[Dataset records]
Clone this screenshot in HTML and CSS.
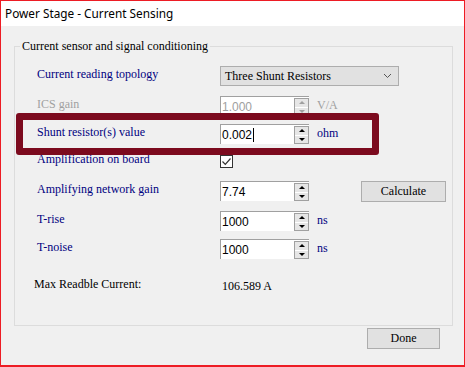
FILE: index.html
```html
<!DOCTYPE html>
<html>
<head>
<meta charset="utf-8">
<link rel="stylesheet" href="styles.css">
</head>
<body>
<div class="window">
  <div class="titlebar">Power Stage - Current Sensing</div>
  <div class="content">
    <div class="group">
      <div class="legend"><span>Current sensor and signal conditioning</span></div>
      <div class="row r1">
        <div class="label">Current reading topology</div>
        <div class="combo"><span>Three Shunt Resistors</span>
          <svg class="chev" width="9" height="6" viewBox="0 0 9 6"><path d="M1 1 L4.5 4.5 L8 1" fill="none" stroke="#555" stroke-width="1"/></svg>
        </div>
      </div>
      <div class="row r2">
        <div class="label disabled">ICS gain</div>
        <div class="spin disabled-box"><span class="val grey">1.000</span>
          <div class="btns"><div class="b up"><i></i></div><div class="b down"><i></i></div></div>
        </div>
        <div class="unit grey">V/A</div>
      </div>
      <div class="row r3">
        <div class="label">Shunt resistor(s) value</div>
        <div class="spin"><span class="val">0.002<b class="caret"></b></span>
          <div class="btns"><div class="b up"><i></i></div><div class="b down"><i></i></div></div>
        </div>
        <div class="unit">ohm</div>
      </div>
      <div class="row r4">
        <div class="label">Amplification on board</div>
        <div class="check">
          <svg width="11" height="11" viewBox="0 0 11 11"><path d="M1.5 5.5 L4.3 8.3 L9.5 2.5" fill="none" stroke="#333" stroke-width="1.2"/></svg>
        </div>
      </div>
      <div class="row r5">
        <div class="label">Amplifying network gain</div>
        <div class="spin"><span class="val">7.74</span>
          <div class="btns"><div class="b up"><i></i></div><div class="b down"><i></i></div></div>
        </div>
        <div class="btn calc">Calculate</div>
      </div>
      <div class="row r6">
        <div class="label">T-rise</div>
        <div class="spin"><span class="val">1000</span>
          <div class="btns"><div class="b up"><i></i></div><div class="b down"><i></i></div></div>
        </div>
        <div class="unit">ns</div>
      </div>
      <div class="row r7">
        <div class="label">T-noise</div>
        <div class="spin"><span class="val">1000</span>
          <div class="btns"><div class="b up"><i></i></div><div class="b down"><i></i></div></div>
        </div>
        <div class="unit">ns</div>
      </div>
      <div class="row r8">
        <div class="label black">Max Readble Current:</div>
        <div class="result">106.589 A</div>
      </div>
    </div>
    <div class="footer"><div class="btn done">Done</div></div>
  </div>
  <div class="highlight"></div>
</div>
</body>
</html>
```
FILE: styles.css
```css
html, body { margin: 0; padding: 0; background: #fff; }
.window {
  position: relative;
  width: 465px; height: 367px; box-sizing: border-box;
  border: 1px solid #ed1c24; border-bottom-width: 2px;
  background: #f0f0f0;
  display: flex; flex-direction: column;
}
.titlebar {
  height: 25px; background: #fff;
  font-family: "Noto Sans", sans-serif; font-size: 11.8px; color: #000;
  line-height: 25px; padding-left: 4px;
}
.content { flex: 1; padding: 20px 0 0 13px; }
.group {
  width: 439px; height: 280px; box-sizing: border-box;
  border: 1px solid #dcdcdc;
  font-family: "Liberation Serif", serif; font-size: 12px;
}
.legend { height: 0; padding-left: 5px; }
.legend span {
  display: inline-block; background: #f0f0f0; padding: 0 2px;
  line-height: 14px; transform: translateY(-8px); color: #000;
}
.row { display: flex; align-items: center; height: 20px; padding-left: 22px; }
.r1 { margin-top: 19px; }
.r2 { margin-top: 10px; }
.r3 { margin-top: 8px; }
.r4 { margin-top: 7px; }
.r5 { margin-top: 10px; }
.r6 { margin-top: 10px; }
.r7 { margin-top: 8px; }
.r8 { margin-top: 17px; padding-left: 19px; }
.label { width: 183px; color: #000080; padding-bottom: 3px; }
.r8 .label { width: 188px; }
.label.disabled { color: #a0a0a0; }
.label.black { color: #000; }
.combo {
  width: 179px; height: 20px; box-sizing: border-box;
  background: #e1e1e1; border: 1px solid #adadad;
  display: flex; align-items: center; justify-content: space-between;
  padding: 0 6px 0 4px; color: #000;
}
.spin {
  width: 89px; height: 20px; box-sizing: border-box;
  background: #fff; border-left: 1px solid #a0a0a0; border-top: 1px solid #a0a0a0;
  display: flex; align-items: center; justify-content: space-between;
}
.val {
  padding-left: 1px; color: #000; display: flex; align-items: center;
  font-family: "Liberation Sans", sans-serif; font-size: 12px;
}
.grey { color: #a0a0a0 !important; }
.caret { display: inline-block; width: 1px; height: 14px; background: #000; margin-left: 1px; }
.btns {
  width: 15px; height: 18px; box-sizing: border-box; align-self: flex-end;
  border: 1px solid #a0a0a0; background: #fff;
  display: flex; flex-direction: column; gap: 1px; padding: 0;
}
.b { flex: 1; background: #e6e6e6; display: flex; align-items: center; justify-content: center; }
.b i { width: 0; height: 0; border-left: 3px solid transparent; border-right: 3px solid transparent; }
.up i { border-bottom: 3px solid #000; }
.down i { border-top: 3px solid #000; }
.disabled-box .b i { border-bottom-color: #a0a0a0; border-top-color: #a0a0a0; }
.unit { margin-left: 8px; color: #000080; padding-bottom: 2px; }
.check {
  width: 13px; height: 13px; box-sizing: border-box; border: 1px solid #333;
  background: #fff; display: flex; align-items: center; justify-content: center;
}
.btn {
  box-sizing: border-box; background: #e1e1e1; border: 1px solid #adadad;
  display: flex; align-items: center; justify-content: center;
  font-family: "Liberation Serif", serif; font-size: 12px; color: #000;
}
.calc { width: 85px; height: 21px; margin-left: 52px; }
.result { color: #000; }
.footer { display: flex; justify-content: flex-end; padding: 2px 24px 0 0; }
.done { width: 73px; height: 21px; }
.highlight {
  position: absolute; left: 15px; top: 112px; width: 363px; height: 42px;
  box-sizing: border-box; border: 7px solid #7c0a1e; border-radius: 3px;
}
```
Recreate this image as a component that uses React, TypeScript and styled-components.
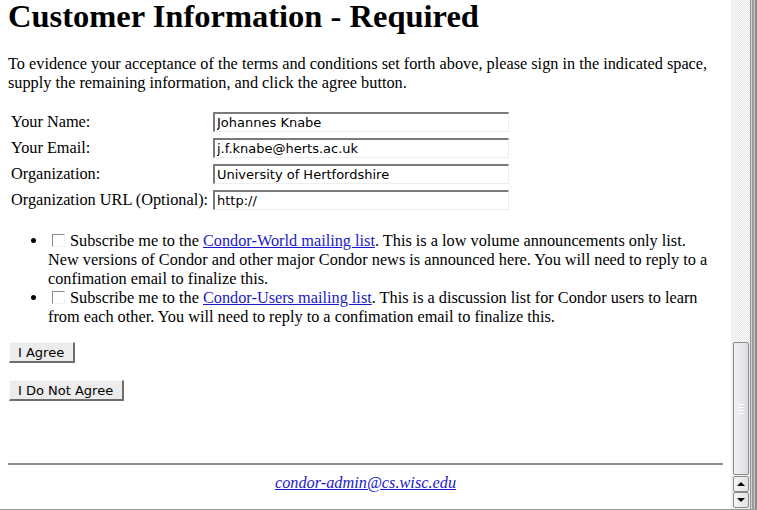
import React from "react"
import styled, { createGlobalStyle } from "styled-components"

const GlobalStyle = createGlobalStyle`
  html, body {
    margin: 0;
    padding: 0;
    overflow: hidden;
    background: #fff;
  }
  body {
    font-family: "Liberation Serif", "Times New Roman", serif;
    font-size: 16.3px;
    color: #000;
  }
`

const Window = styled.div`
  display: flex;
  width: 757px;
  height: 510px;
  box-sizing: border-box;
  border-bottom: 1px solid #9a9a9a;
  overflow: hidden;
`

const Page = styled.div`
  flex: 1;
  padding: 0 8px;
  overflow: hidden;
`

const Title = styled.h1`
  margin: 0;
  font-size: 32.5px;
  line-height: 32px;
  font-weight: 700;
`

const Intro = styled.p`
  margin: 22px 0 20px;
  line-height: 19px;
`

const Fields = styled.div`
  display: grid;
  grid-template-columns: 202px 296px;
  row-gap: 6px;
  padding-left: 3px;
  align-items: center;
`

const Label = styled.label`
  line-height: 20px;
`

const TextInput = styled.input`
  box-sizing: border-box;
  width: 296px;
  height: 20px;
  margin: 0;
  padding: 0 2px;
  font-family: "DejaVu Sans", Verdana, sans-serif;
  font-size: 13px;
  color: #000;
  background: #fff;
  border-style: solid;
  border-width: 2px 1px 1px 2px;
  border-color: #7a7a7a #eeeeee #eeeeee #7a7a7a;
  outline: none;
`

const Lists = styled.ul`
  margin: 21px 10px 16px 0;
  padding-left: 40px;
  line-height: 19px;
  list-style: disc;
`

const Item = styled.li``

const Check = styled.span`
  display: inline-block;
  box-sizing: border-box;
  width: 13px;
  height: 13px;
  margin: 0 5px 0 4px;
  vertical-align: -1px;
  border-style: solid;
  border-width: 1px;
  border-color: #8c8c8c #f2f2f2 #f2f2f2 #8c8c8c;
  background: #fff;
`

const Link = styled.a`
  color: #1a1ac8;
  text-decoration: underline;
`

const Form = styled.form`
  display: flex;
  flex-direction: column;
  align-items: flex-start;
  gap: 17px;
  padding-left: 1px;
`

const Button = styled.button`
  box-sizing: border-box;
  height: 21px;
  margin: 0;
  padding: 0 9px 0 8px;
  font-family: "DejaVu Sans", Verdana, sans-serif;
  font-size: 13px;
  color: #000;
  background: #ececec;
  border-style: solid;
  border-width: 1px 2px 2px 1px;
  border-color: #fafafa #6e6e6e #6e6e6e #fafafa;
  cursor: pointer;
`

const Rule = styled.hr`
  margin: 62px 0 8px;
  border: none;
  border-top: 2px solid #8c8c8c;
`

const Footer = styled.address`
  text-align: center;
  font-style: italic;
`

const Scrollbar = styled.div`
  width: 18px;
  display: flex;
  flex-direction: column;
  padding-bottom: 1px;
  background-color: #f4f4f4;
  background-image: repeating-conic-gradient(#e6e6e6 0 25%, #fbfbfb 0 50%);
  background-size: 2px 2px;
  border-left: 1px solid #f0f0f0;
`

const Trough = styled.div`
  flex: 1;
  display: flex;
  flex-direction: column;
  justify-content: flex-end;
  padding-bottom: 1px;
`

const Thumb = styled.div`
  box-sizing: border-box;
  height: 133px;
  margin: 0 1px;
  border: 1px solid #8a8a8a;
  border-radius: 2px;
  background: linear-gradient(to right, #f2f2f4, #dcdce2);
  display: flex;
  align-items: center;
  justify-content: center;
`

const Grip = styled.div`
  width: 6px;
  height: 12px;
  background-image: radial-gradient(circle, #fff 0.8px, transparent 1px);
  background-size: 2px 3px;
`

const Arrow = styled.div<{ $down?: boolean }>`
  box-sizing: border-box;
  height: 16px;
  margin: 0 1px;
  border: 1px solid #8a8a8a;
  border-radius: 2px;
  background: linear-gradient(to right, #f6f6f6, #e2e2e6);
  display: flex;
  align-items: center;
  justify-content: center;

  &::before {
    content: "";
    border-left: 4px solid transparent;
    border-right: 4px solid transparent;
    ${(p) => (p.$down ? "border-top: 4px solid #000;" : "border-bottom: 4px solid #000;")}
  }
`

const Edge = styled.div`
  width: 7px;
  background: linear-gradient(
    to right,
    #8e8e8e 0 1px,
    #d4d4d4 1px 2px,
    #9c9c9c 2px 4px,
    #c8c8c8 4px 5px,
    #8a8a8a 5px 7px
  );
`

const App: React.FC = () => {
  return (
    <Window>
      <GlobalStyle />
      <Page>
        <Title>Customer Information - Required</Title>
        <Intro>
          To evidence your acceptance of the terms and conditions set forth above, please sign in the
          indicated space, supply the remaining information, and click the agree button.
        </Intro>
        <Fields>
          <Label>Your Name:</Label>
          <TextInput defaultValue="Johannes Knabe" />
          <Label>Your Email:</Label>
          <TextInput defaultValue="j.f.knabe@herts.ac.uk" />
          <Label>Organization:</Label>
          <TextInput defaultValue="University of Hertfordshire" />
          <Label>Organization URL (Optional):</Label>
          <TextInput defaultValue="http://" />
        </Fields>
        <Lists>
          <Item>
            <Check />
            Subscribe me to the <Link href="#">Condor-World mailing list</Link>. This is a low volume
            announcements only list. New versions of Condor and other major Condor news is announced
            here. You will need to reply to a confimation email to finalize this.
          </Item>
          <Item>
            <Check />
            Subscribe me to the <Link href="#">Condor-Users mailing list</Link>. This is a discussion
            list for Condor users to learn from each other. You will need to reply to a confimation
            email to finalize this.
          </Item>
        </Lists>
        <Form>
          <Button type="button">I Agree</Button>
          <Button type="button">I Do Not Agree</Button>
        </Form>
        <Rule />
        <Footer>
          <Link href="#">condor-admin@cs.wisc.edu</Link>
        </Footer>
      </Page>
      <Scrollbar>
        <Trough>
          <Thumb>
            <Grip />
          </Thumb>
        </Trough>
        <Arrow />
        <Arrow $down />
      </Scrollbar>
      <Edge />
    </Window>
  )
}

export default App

[Work instructions] Pull out each line of the records holding the string "components".

[Expected answer]
Recreate this image as a component that uses React, TypeScript and styled-components.
import styled, { createGlobalStyle } from "styled-components"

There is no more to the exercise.